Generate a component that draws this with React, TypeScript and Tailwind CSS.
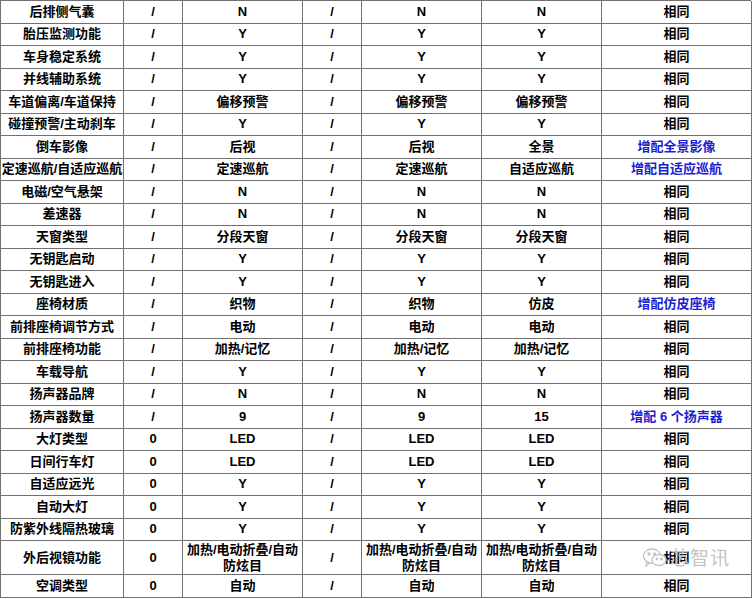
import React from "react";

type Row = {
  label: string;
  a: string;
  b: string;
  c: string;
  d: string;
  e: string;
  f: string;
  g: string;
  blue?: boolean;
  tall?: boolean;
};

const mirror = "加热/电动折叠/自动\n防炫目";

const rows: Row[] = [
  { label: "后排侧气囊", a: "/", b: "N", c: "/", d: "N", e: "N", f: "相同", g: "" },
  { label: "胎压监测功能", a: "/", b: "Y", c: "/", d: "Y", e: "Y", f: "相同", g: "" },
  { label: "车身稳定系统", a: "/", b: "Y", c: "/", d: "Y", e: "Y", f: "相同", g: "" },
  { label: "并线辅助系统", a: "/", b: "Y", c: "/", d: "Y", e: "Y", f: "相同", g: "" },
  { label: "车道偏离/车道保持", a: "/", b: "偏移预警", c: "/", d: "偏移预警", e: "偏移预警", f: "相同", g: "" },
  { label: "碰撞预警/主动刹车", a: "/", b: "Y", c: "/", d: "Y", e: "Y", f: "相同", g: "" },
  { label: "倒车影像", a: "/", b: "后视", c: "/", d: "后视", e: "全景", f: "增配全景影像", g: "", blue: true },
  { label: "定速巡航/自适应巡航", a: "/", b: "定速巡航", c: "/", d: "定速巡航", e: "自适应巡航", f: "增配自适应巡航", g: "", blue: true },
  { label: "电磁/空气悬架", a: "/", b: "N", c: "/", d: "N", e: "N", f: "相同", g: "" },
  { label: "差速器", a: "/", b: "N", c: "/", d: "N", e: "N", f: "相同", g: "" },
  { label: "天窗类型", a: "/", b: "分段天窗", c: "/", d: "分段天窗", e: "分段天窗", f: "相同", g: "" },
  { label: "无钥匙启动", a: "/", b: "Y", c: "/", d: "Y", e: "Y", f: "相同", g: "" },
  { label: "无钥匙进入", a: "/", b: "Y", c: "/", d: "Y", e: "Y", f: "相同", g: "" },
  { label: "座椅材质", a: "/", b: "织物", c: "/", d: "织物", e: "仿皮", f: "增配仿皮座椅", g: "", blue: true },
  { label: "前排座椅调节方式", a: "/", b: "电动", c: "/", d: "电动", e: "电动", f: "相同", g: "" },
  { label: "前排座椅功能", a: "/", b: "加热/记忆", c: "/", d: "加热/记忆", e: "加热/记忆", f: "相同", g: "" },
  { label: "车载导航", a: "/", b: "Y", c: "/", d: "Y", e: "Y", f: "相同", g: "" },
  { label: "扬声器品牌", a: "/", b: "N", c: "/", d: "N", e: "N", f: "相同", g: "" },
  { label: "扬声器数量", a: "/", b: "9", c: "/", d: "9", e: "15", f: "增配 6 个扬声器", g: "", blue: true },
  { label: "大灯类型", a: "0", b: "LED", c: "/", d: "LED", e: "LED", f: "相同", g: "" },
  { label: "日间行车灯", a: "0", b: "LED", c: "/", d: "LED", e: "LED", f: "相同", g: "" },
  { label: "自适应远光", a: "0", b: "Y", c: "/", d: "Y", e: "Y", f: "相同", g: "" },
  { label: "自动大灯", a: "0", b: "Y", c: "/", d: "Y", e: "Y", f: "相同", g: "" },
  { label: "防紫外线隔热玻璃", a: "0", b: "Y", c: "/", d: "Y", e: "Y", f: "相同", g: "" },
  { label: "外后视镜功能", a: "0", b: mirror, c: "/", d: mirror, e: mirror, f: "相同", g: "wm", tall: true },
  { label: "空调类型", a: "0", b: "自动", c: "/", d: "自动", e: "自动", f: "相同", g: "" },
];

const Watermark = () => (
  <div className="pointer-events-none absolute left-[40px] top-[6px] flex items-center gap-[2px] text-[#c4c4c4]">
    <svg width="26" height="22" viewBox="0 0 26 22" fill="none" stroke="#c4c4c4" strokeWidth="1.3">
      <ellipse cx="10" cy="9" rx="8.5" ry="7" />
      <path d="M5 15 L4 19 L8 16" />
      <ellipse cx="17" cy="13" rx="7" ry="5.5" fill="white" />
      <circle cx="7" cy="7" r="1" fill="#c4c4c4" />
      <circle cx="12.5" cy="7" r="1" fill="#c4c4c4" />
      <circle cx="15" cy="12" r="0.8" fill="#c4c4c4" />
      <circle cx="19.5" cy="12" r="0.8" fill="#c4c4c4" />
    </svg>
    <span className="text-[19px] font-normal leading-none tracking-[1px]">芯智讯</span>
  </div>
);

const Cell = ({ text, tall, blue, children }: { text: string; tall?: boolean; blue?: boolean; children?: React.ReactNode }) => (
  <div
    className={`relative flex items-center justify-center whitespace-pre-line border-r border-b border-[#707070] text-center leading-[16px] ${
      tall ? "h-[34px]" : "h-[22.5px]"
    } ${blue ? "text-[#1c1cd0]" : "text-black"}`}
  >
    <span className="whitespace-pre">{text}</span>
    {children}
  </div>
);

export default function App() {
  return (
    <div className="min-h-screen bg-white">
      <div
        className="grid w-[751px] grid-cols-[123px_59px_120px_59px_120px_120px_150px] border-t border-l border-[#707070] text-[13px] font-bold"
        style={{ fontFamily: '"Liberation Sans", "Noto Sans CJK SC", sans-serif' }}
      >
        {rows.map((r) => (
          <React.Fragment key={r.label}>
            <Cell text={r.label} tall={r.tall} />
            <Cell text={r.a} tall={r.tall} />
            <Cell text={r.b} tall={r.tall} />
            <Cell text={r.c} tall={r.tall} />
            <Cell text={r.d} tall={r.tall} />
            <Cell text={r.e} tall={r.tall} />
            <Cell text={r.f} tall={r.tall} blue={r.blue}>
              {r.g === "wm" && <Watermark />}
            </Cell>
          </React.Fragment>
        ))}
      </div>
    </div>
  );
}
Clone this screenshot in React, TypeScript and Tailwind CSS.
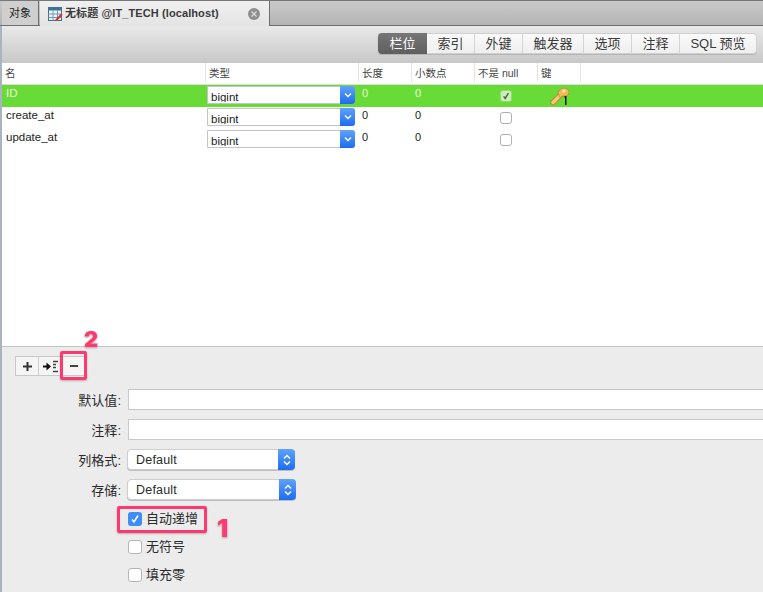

____________________

» Directive
Tell how many lines of the material above hold "Tailwind", answering with a bare number.

» Written answer
2